Há pouquíssimo interesse em combater o apagão conceitual a respeito de cada tipo de discurso e da proteção que a Constituição concede a cada um deles ao tratar a liberdade de expressão como garantia individual

Os raros lampejos de defesa da liberdade de expressão vieram de uma fala específica do gerente jurídico do Facebook no Brasil, que na terça-feira alertou para o risco de as mídias passarem a excluir qualquer conteúdo meramente suspeito de ilegalidade; e do advogado Rodrigo Xavier Leonardo, da Rede de Pesquisa de Direito Civil Contemporâneo, que, além de lembrar que o STF não era o locus adequado para aquela discussão, foi bastante enfático em seu aviso de que havia a possibilidade de enveredarmos para “o pior tipo de censura: a censura invisível (...) a censura escondida; é a censura que não pode ser sindicada”, caso a responsabilidade fosse colocada toda na mão das Big Techs sem a devida conceituação do que está ou não protegido pela liberdade de expressão.

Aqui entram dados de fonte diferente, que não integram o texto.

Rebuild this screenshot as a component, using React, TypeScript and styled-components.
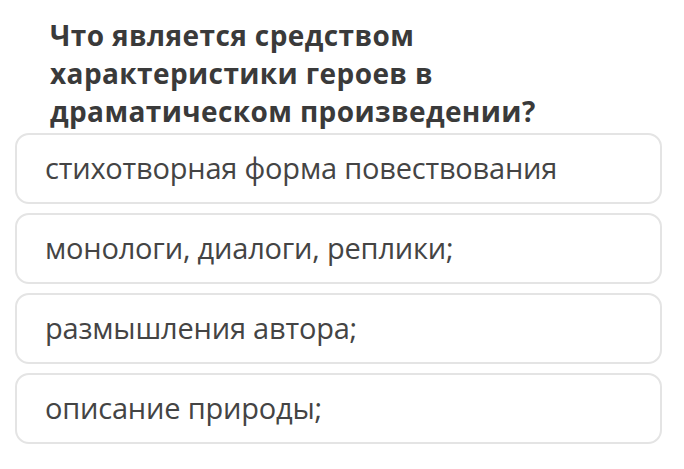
import React from 'react';
import styled, { createGlobalStyle } from 'styled-components';

const GlobalStyle = createGlobalStyle`
  html, body {
    margin: 0;
    padding: 0;
    background: #ffffff;
  }
`;

const Page = styled.div`
  width: 684px;
  height: 469px;
  box-sizing: border-box;
  padding: 16px 22px 0 15px;
  font-family: "Open Sans", "Noto Sans", sans-serif;
  overflow: hidden;
`;

const Question = styled.h2`
  margin: 0 0 0 35px;
  font-size: 28px;
  font-weight: 700;
  line-height: 38px;
  color: #3a3a3a;
  width: 580px;
  letter-spacing: 0.4px;
`;

const Options = styled.div`
  display: flex;
  flex-direction: column;
  gap: 9px;
  margin-top: 3px;
`;

const Option = styled.div`
  height: 71px;
  box-sizing: border-box;
  border: 2px solid #e4e4e4;
  border-radius: 14px;
  display: flex;
  align-items: center;
  padding: 0 0 3px 28px;
  font-size: 29px;
  color: #444444;
  letter-spacing: -0.2px;
`;

const options = [
  'стихотворная форма повествования',
  'монологи, диалоги, реплики;',
  'размышления автора;',
  'описание природы;',
];

export default function App() {
  return (
    <Page>
      <GlobalStyle />
      <Question>Что является средством характеристики героев в драматическом произведении?</Question>
      <Options>
        {options.map((text) => (
          <Option key={text}>{text}</Option>
        ))}
      </Options>
    </Page>
  );
}
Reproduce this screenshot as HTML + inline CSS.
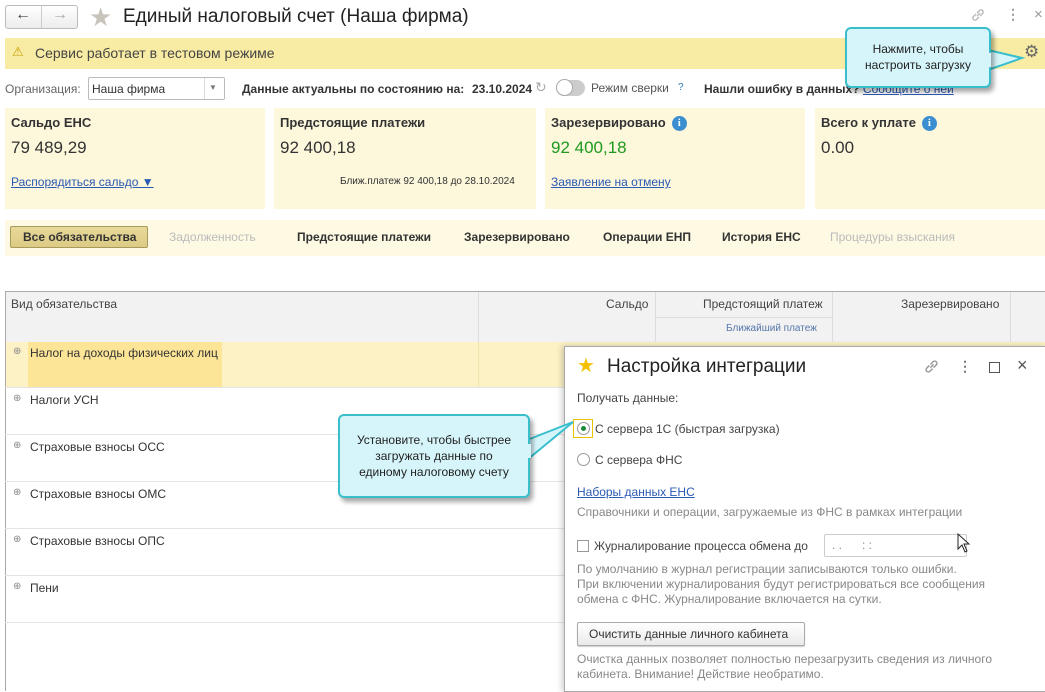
<!DOCTYPE html>
<html><head><meta charset="utf-8"><style>
*{margin:0;padding:0;box-sizing:border-box}
body{width:1045px;height:691px;position:relative;overflow:hidden;background:#fff;font-family:"Liberation Sans",Arial,sans-serif;color:#333;font-size:12px}
.a{position:absolute;white-space:nowrap}
.card{position:absolute;top:108px;height:101px;background:#fdf7dc}
.card .h{position:absolute;left:6px;top:7px;font-weight:bold;font-size:13px;color:#333}
.card .v{position:absolute;left:6px;top:30px;font-size:17px;color:#333}
.lnk{color:#2a5ab3;text-decoration:underline}
.info{display:inline-block;width:15px;height:15px;border-radius:50%;background:#3b8fd0;color:#fff;font-size:11px;font-weight:bold;text-align:center;line-height:15px;vertical-align:1px;margin-left:6px;font-family:"Liberation Serif",serif}
.tab{position:absolute;top:230px;font-size:12px;font-weight:bold;color:#333}
.row{position:absolute;left:5px;width:560px;height:47px;border-top:1px solid #e4e4e4}
.row span{position:absolute;left:25px;top:5px;font-size:12px;color:#333}
.row i{position:absolute;left:8px;top:5px;font-style:normal;font-size:10px;color:#888}
.dg{font-size:12px;color:#888}
.call{position:absolute;background:#d6f5fa;border:2px solid #39bfcc;border-radius:6px;box-shadow:3px 4px 5px rgba(0,0,0,.35);text-align:center;font-size:12px;color:#222;line-height:16px}
</style></head><body>
<!-- top bar -->
<div class="a" style="left:5px;top:5px;width:73px;height:24px;border:1px solid #bbb;border-radius:3px;background:linear-gradient(#fff,#ececec)"></div>
<div class="a" style="left:41px;top:6px;width:1px;height:22px;background:#ccc"></div>
<div class="a" style="left:15px;top:6px;font-size:16px;color:#444;font-weight:bold">&#8592;</div>
<div class="a" style="left:52px;top:6px;font-size:16px;color:#aaa;font-weight:bold">&#8594;</div>
<div class="a" style="left:89px;top:2px;font-size:26px;color:#c9c4bb">&#9733;</div>
<div class="a" style="left:123px;top:6px;font-size:19px;color:#222">Единый налоговый счет (Наша фирма)</div>
<svg class="a" style="left:970px;top:7px" width="16" height="16" viewBox="0 0 16 16" fill="none" stroke="#bbb" stroke-width="1.5"><path d="M7 9l3-3M6 7L3.5 9.5a2.1 2.1 0 003 3L9 10M10 9l2.5-2.5a2.1 2.1 0 00-3-3L7 6"/></svg>
<div class="a" style="left:1006px;top:6px;font-size:14px;color:#999;font-weight:bold">&#8942;</div>
<div class="a" style="left:1034px;top:6px;font-size:15px;color:#999">&#215;</div>
<!-- yellow bar -->
<div class="a" style="left:5px;top:38px;width:1040px;height:31px;background:#f8eba4"></div>
<div class="a" style="left:12px;top:44px;font-size:13px;color:#c9a000">&#9888;</div>
<div class="a" style="left:35px;top:45px;font-size:14px;color:#444">Сервис работает в тестовом режиме</div>
<div class="a" style="left:1024px;top:42px;font-size:17px;color:#666">&#9881;</div>
<!-- org row -->
<div class="a" style="left:5px;top:82px;font-size:12px;color:#666">Организация:</div>
<div class="a" style="left:88px;top:77px;width:137px;height:23px;border:1px solid #bbb;border-radius:2px;background:#fff"></div>
<div class="a" style="left:204px;top:78px;width:1px;height:21px;background:#ddd"></div>
<div class="a" style="left:92px;top:82px;font-size:12px;color:#333">Наша фирма</div>
<div class="a" style="left:209px;top:83px;font-size:8px;color:#777">&#9660;</div>
<div class="a" style="left:242px;top:82px;font-size:12px;font-weight:bold;color:#333">Данные актуальны по состоянию на:</div>
<div class="a" style="left:472px;top:82px;font-size:12px;font-weight:bold;color:#333">23.10.2024</div>
<div class="a" style="left:535px;top:79px;font-size:14px;color:#aaa">&#8635;</div>
<div class="a" style="left:556px;top:80px;width:29px;height:16px;border-radius:8px;background:#ccc"></div>
<div class="a" style="left:556px;top:79px;width:17px;height:17px;border-radius:50%;background:#fff;border:1px solid #aaa"></div>
<div class="a" style="left:591px;top:81px;font-size:12px;color:#555">Режим сверки</div>
<div class="a" style="left:678px;top:82px;font-size:10px;color:#2a7ab3">?</div>
<div class="a" style="left:704px;top:82px;font-size:12px;font-weight:bold;color:#333">Нашли ошибку в данных? <span class="lnk" style="font-weight:normal">Сообщите о ней</span></div>
<!-- cards -->
<div class="card" style="left:5px;width:260px"><div class="h">Сальдо ЕНС</div><div class="v">79 489,29</div><div class="a lnk" style="left:6px;top:67px;font-size:12px">Распорядиться сальдо &#9660;</div></div>
<div class="card" style="left:274px;width:262px"><div class="h">Предстоящие платежи</div><div class="v">92 400,18</div><div class="a" style="left:66px;top:68px;font-size:10px;color:#333">Ближ.платеж 92 400,18 до 28.10.2024</div></div>
<div class="card" style="left:545px;width:260px"><div class="h">Зарезервировано<span class="info">i</span></div><div class="v" style="color:#1f9a1f">92 400,18</div><div class="a lnk" style="left:6px;top:67px;font-size:12px">Заявление на отмену</div></div>
<div class="card" style="left:815px;width:230px"><div class="h">Всего к уплате<span class="info">i</span></div><div class="v">0.00</div></div>
<!-- tabs -->
<div class="a" style="left:5px;top:220px;width:1040px;height:36px;background:#fdf9e2"></div>
<div class="a" style="left:10px;top:226px;width:138px;height:22px;border:1px solid #a89a5a;border-radius:2px;background:linear-gradient(#e8d99a,#dccb84)"></div>
<div class="tab" style="left:23px">Все обязательства</div>
<div class="tab" style="left:169px;color:#bbb;font-weight:normal">Задолженность</div>
<div class="tab" style="left:297px">Предстоящие платежи</div>
<div class="tab" style="left:464px">Зарезервировано</div>
<div class="tab" style="left:603px">Операции ЕНП</div>
<div class="tab" style="left:722px">История ЕНС</div>
<div class="tab" style="left:830px;color:#bbb;font-weight:normal">Процедуры взыскания</div>
<!-- table -->
<div class="a" style="left:5px;top:291px;width:1040px;height:400px;border-left:1px solid #aaa;border-top:1px solid #aaa"></div>
<div class="a" style="left:6px;top:292px;width:1039px;height:50px;background:#f2f2f2"></div>
<div class="a" style="left:478px;top:292px;width:1px;height:50px;background:#ddd"></div>
<div class="a" style="left:655px;top:292px;width:1px;height:50px;background:#ddd"></div>
<div class="a" style="left:832px;top:292px;width:1px;height:50px;background:#ddd"></div>
<div class="a" style="left:1010px;top:292px;width:1px;height:50px;background:#ddd"></div>
<div class="a" style="left:656px;top:317px;width:176px;height:1px;background:#ddd"></div>
<div class="a" style="left:11px;top:297px;font-size:12px;color:#444">Вид обязательства</div>
<div class="a" style="left:606px;top:297px;font-size:12px;color:#444">Сальдо</div>
<div class="a" style="left:703px;top:297px;font-size:12px;color:#444">Предстоящий платеж</div>
<div class="a" style="left:901px;top:297px;font-size:12px;color:#444">Зарезервировано</div>
<div class="a" style="left:726px;top:323px;font-size:10px;color:#5577aa">Ближайший платеж</div>
<div class="a" style="left:6px;top:342px;width:1039px;height:45px;background:#fdf2c6"></div>
<div class="a" style="left:28px;top:342px;width:194px;height:45px;background:#fde597"></div>
<div class="a" style="left:478px;top:342px;width:1px;height:45px;background:#f0e4b0"></div>
<div class="row" style="top:341px;border-top:none"><i>&#8853;</i><span>Налог на доходы физических лиц</span></div>
<div class="row" style="top:387px"><i>&#8853;</i><span>Налоги УСН</span></div>
<div class="row" style="top:434px"><i>&#8853;</i><span>Страховые взносы ОСС</span></div>
<div class="row" style="top:481px"><i>&#8853;</i><span>Страховые взносы ОМС</span></div>
<div class="row" style="top:528px"><i>&#8853;</i><span>Страховые взносы ОПС</span></div>
<div class="row" style="top:575px"><i>&#8853;</i><span>Пени</span></div>
<div class="row" style="top:622px"></div>
<!-- dialog -->
<div class="a" style="left:564px;top:346px;width:482px;height:346px;background:#fff;border:1px solid #aaa;box-shadow:-2px 0 6px rgba(0,0,0,.2)"></div>
<div class="a" style="left:577px;top:353px;font-size:20px;color:#f3c000">&#9733;</div>
<div class="a" style="left:607px;top:356px;font-size:19px;color:#222">Настройка интеграции</div>
<svg class="a" style="left:923px;top:358px" width="17" height="17" viewBox="0 0 16 16" fill="none" stroke="#999" stroke-width="1.4"><path d="M7 9l3-3M6 7L3.5 9.5a2.1 2.1 0 003 3L9 10M10 9l2.5-2.5a2.1 2.1 0 00-3-3L7 6"/></svg>
<div class="a" style="left:958px;top:358px;font-size:14px;color:#777;font-weight:bold">&#8942;</div>
<div class="a" style="left:989px;top:362px;width:11px;height:11px;border:1.5px solid #555"></div>
<div class="a" style="left:1017px;top:355px;font-size:18px;color:#555">&#215;</div>
<div class="a" style="left:577px;top:391px;font-size:12px;color:#444">Получать данные:</div>
<div class="a" style="left:573px;top:419px;width:20px;height:19px;border:1px solid #e8c400"></div>
<div class="a" style="left:577px;top:422px;width:13px;height:13px;border-radius:50%;border:1px solid #999;background:#fff"></div>
<div class="a" style="left:581px;top:426px;width:5px;height:5px;border-radius:50%;background:#1a8a3a"></div>
<div class="a" style="left:595px;top:422px;font-size:12px;color:#444">С сервера 1С (быстрая загрузка)</div>
<div class="a" style="left:577px;top:453px;width:13px;height:13px;border-radius:50%;border:1px solid #999;background:#fff"></div>
<div class="a" style="left:595px;top:453px;font-size:12px;color:#444">С сервера ФНС</div>
<div class="a lnk" style="left:577px;top:485px;font-size:12px">Наборы данных ЕНС</div>
<div class="a dg" style="left:577px;top:505px">Справочники и операции, загружаемые из ФНС в рамках интеграции</div>
<div class="a" style="left:577px;top:540px;width:12px;height:12px;border:1px solid #999"></div>
<div class="a" style="left:594px;top:539px;font-size:12px;color:#444">Журналирование процесса обмена до</div>
<div class="a" style="left:824px;top:534px;width:143px;height:23px;border:1px solid #ccc;border-radius:2px"></div>
<div class="a" style="left:832px;top:538px;font-size:12px;color:#888">. .&nbsp;&nbsp;&nbsp;&nbsp;&nbsp;&nbsp;: :</div>
<svg class="a" style="left:957px;top:533px" width="13" height="20" viewBox="0 0 13 20"><path d="M1 1v15l4-4 3 7 2-1-3-7h5z" fill="#fff" stroke="#222" stroke-width="1"/></svg>
<div class="a dg" style="left:577px;top:562px;line-height:15px">По умолчанию в журнал регистрации записываются только ошибки.<br>При включении журналирования будут регистрироваться все сообщения<br>обмена с ФНС. Журналирование включается на сутки.</div>
<div class="a" style="left:577px;top:622px;width:228px;height:24px;border:1px solid #aaa;border-radius:2px;background:linear-gradient(#fff,#eaeaea);box-shadow:0 1px 1px rgba(0,0,0,.2)"></div>
<div class="a" style="left:589px;top:627px;font-size:12px;color:#333">Очистить данные личного кабинета</div>
<div class="a dg" style="left:577px;top:652px;line-height:15px">Очистка данных позволяет полностью перезагрузить сведения из личного<br>кабинета. Внимание! Действие необратимо.</div>
<!-- callouts -->
<svg class="a" style="left:0;top:0" width="1045" height="691"><polygon points="527,440 573,422 527,460" fill="#d6f5fa" stroke="#39bfcc" stroke-width="2"/><polygon points="988,50 1022,58 988,70" fill="#d6f5fa" stroke="#39bfcc" stroke-width="2"/></svg>
<div class="call" style="left:338px;top:414px;width:192px;height:84px;padding-top:16px">Установите, чтобы быстрее<br>загружать данные по<br>единому налоговому счету</div>
<div class="call" style="left:845px;top:27px;width:146px;height:61px;padding-top:12px">Нажмите, чтобы<br>настроить загрузку</div>
<svg class="a" style="left:0;top:0" width="1045" height="691"><rect x="527" y="444" width="4" height="14" fill="#d6f5fa"/><rect x="987" y="53" width="4" height="14" fill="#d6f5fa"/></svg>
</body></html>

Infelizmente, esses dois dias de audiência no STF mostraram que há pouquíssimo interesse em combater o apagão conceitual a respeito de cada tipo de discurso e da proteção que a Constituição concede a cada um deles ao tratar a liberdade de expressão como garantia individual. Os que ganham com a confusão são os mesmos que estão em posições de decisão, e que usam esses conceitos definidos de forma difusa e imprecisa como pretexto para ir atrás de qualquer discurso que eles queiram perseguir, ainda que se trate de opiniões ou críticas legítimas. Se esse animus prevalecer à medida que projetos de regulamentação de mídias sociais avançarem no país, podemos prever tempos ainda mais difíceis para a liberdade de expressão no Brasil.